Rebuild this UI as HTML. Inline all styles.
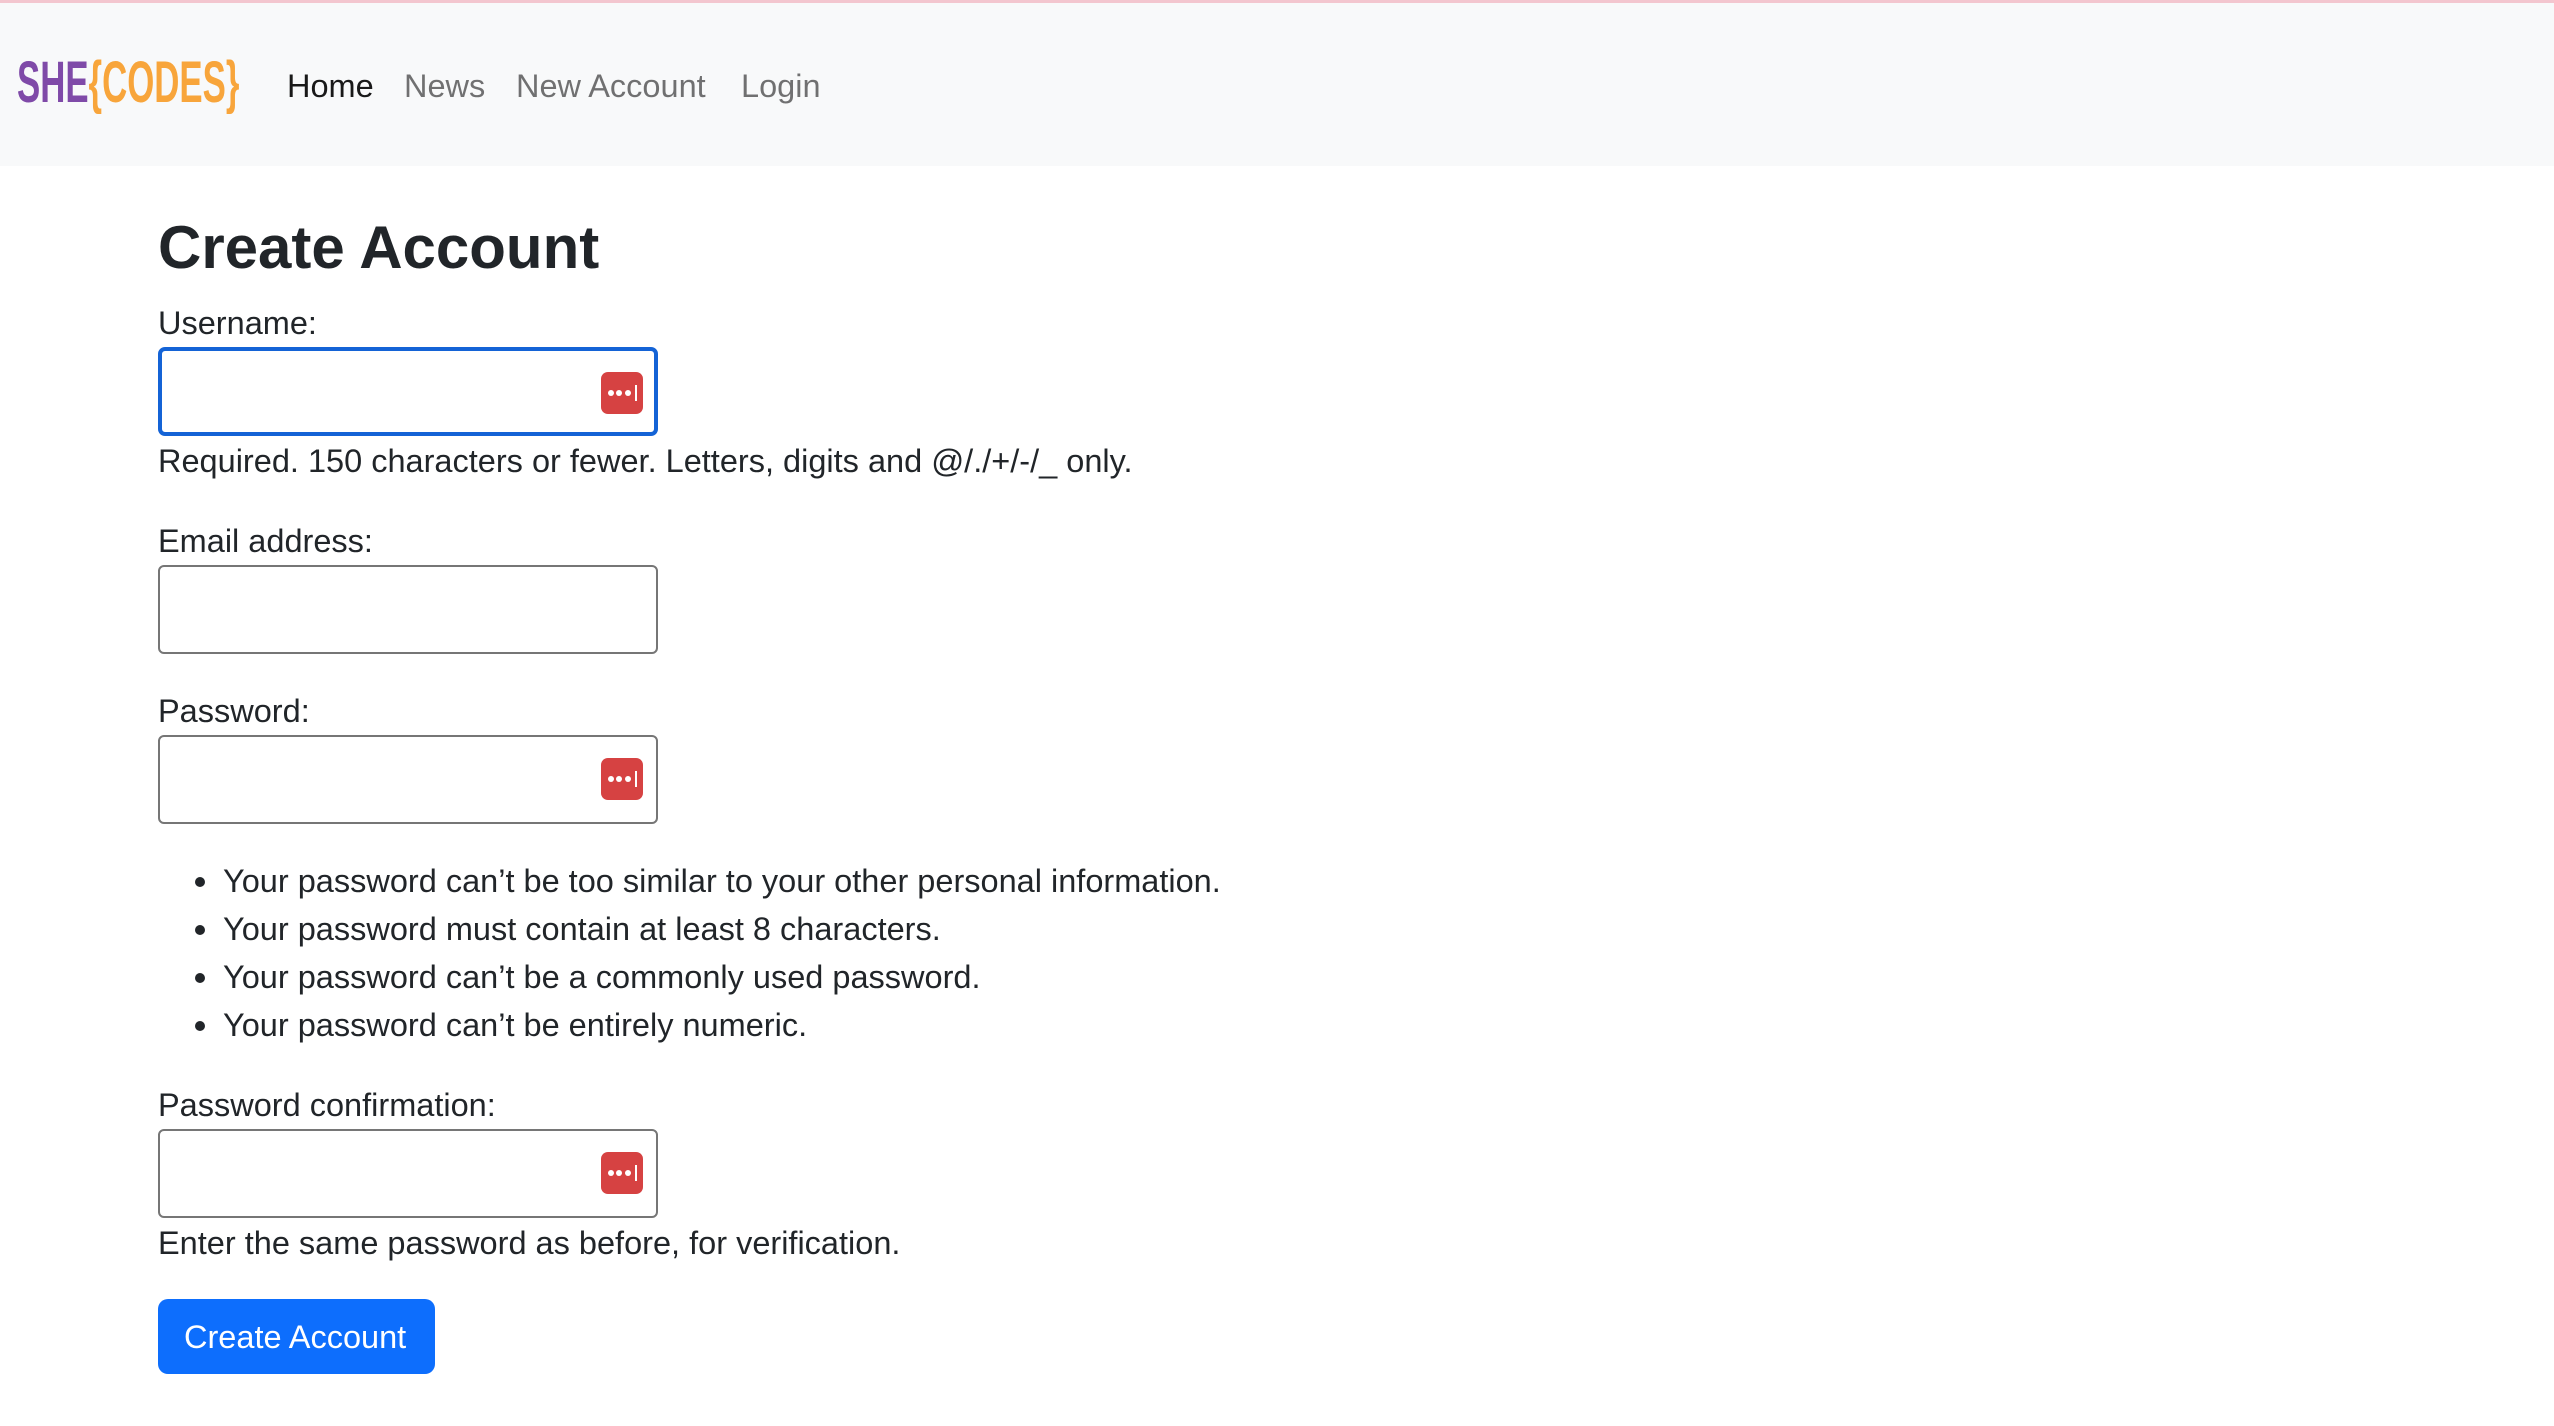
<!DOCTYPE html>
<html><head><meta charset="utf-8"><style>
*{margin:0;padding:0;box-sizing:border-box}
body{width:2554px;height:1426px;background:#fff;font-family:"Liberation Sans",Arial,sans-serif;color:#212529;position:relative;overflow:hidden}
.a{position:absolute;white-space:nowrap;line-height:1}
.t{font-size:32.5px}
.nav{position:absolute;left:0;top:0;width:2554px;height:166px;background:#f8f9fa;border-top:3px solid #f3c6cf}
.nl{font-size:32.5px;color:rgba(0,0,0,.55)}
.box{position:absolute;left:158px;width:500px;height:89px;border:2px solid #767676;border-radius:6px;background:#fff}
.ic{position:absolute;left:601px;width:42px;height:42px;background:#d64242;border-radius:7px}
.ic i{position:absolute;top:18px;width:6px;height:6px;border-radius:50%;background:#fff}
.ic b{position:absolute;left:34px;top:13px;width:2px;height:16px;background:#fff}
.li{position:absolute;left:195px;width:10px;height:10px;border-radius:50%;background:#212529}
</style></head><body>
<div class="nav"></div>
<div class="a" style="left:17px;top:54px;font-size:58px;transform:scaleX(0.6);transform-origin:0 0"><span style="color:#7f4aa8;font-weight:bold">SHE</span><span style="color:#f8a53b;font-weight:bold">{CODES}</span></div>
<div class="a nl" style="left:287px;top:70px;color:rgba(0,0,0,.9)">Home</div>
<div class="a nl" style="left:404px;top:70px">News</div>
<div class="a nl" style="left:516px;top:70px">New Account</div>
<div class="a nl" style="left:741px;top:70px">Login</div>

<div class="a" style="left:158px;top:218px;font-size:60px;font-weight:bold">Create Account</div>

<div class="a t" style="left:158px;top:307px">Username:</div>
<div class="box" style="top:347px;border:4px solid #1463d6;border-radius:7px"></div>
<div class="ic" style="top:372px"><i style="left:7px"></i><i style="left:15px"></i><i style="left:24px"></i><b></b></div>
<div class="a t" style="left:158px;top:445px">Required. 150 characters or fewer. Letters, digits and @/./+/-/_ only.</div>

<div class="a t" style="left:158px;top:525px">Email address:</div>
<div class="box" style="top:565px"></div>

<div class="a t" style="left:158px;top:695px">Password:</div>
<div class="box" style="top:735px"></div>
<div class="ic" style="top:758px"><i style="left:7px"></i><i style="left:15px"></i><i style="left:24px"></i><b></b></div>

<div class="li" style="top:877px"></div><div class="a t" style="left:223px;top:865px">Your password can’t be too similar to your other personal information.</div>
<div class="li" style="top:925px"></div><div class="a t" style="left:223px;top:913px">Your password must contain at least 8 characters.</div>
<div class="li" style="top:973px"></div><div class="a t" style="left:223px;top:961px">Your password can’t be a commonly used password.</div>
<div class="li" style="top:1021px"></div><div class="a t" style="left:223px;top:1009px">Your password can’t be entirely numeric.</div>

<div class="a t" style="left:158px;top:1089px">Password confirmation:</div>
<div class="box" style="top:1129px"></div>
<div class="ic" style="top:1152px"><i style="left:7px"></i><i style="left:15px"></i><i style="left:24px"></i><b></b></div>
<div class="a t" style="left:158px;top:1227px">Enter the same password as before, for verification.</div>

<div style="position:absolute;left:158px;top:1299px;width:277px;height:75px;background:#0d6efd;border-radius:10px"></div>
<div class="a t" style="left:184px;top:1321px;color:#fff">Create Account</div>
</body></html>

________

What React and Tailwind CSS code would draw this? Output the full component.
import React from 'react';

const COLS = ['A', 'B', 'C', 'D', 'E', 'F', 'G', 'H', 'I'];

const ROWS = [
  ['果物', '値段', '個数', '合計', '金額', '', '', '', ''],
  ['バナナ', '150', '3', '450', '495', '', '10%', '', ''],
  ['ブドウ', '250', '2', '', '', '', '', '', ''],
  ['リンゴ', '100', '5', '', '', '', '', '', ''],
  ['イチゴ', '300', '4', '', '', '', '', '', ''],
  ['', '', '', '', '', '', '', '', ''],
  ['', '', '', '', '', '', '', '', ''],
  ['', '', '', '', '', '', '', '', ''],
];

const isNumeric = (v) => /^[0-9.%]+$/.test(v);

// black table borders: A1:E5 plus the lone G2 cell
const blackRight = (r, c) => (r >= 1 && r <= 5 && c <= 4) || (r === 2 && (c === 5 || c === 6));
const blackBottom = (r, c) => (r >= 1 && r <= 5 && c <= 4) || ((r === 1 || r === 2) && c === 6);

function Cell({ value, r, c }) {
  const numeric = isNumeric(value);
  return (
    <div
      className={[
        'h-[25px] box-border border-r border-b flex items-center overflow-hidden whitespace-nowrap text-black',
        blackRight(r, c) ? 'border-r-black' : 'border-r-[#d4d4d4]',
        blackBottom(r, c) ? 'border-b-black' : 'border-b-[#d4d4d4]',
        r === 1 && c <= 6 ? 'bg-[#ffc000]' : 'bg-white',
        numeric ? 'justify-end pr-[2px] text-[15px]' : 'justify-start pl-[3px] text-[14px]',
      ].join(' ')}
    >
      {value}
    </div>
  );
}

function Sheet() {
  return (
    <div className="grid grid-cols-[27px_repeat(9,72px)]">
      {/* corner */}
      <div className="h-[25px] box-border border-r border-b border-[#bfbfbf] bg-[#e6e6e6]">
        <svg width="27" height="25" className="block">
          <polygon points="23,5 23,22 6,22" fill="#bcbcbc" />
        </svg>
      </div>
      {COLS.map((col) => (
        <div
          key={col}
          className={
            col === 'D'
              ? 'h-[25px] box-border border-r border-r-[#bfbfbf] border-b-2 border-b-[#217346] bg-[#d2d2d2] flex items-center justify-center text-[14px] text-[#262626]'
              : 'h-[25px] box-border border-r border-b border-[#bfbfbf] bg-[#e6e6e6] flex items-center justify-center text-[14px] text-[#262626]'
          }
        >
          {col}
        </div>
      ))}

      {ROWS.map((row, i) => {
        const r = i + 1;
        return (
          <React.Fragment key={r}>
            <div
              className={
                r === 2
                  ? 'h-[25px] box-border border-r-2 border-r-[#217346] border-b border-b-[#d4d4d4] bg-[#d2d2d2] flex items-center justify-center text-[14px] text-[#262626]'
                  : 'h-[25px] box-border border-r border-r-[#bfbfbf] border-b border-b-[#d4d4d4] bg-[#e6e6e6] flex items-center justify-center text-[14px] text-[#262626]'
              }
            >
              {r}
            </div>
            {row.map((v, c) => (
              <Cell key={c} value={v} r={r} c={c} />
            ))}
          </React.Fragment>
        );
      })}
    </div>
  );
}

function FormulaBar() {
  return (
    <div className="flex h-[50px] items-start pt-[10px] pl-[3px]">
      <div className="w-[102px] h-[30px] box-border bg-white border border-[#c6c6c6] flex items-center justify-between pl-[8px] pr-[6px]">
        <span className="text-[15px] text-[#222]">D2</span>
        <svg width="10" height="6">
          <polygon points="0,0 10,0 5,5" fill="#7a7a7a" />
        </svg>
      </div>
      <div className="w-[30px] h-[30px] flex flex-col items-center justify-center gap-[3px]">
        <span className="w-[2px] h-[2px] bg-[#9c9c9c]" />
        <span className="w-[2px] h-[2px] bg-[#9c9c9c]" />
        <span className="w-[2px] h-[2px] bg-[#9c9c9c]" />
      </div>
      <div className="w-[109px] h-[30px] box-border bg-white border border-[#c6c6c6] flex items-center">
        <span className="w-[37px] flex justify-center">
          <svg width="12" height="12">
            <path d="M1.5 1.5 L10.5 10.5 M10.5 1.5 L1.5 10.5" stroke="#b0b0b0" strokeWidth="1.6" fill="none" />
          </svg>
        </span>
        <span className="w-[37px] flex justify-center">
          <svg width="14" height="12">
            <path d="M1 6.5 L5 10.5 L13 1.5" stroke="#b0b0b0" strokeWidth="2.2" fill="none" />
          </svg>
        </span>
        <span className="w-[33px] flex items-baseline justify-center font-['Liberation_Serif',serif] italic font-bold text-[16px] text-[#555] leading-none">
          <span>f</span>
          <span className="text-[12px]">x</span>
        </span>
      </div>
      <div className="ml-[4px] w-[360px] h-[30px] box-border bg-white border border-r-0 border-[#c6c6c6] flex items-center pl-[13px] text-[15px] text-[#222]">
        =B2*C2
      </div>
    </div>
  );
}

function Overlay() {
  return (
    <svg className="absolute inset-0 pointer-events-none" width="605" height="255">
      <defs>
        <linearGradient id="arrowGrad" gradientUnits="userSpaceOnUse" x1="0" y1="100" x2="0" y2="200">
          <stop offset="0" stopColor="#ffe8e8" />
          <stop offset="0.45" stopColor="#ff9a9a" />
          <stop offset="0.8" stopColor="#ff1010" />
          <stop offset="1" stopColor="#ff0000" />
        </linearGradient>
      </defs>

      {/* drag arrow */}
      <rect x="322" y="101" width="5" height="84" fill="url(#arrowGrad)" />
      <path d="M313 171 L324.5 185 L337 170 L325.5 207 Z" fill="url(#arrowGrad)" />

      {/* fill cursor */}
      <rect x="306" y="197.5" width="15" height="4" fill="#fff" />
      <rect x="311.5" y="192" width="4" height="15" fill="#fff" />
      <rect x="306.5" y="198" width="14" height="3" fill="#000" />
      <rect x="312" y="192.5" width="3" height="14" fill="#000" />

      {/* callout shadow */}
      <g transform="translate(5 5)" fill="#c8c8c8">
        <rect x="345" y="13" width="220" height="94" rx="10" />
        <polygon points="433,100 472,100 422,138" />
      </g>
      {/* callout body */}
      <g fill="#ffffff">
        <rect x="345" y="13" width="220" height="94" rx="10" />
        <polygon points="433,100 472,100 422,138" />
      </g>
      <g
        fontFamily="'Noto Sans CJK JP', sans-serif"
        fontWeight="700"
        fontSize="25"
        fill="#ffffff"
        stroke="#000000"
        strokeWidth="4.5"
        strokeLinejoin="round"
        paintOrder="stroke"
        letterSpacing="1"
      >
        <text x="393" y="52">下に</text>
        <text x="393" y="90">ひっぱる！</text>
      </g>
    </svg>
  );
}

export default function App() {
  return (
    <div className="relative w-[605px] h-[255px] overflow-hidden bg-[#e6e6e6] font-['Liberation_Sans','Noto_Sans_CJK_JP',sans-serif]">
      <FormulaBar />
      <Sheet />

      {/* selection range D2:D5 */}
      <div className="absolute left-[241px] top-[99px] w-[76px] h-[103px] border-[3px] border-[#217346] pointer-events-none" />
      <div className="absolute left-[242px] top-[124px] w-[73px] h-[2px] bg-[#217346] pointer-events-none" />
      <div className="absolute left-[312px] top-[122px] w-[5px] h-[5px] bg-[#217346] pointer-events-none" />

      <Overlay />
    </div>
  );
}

________

## OBJECTIVE
Return each line that includes "React".

## TASK RESPONSE
What React and Tailwind CSS code would draw this? Output the full component.
import React from 'react';
          <React.Fragment key={r}>
          </React.Fragment>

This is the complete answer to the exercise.